When I was a kid attending public school, we generally learned that Hawaiian things were things of the past. This wasn’t that long ago. I remember my teachers teaching us about “old stuff” and our history. But the framing was never ours. The only thing left, really, was us. A ton has changed—we were on the cusp then. There’s so much reclamation and restoration and healing that has taken place. We are not just relics, but living embodiments of our past, present, and future. I love that, and we’re all a part of it. We have so many opportunities to live and be Hawaiian.
Besides learning about us, I love learning about other people, cultures, geographies and how they have been shaped over time. There’s so much richness and beauty in the world that comes from people and their land.
On Saturday, we celebrated Lā Kū‘oko‘a—Hawaiian Independence Day. The holiday commemorates the date in 1843, November 28th, when the Hawaiian Kingdom was formally recognized by Great Britain and France. There’s so much history attached to this day. Years ago, I loved learning about Timoteo Ha‘alilio and how he traveled across Mexico by donkey on his surreptitious journey to the east coast of the United States. What must that journey have been like? Who did he meet, how long did it take? And what sorrow in his passing, such a reluctant hero who helped us be recognized by some of the most powerful nations.
To celebrate this great day, an organization I volunteer with, Kauluakalana, puts on a wonderful event full of history, hula, music, vendors, and camaraderie. Patriotism for what it means to be a sovereign citizen of our place. Especially our place called Kailua, but also of Hawai‘i. To be proud to be Hawaiian. I saw kids running around, speaking Hawaiian, being free and safe, full of joy and belonging. Hae Hawai‘i were absolutely everywhere, our flags as symbols of pride waving in the breeze.

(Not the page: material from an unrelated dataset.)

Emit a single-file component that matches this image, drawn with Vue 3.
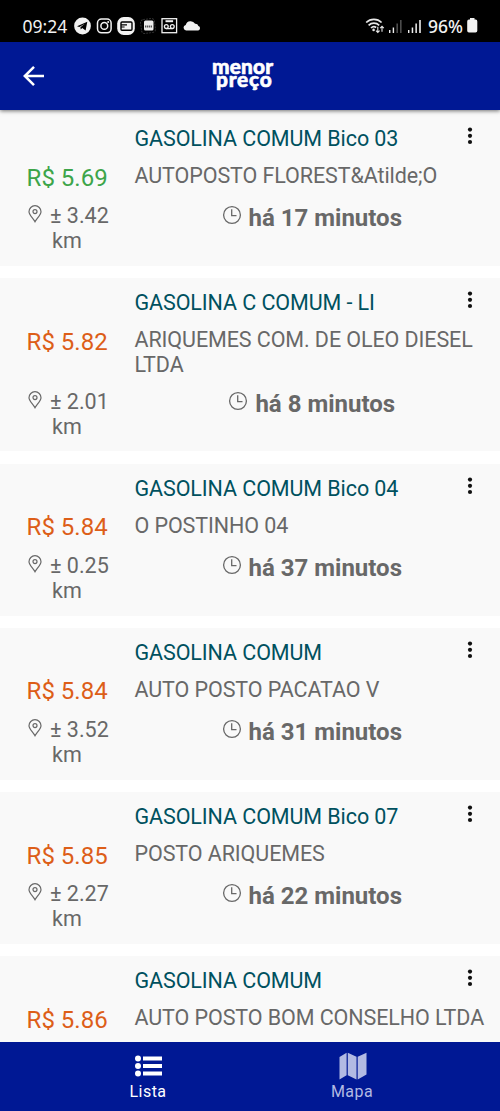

I’m learning a lot more these days about the nervous system, regulation, and embodiment. It makes me think what it must feel like in the body to be sovereign. Once, when traveling in the high mountains of Vietnam, we met aunties who showed us their weaving and used blades of grass to sing us beautiful songs. They were older, and they lived in the land of their ancestors. They had never been conquered or displaced, to their memory. There in that moment, witnessing their connection to their ‘āina, their traditions tied to the land, and their expressions of culture and what I would call aloha, I saw them sitting in their identity fully—not in opposition to another force, not in relation to a colonizer, but just being themselves in their beautiful place.

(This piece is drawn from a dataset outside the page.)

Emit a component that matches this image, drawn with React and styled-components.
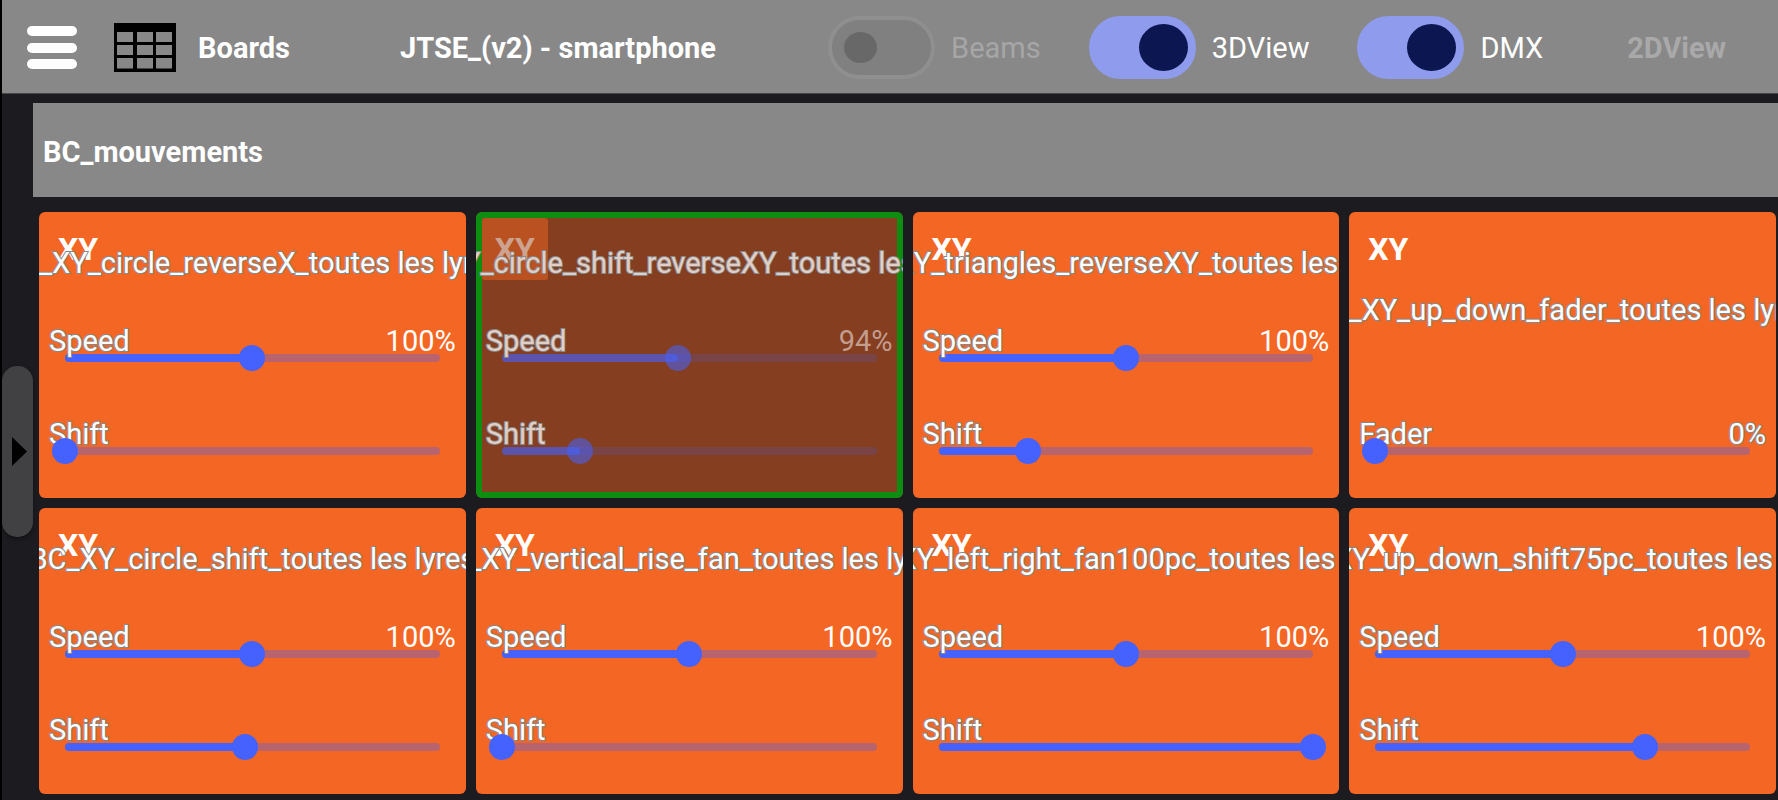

That’s something that I strive for, that I think we are all striving for and making and remaking every time we come together. It’s quite a journey.
Hope you have a great week. We are on the cusp of a new year, as the year of the horse gallops towards us. Can you believe it? Where has 2025 gone? Where will we find our own sovereignty next year? Perhaps the flip, the settling into that kind of freedom of mindset and embodiment is slender as a blade of (pili) grass, steeped in relationship, and belonging, celebration and joy.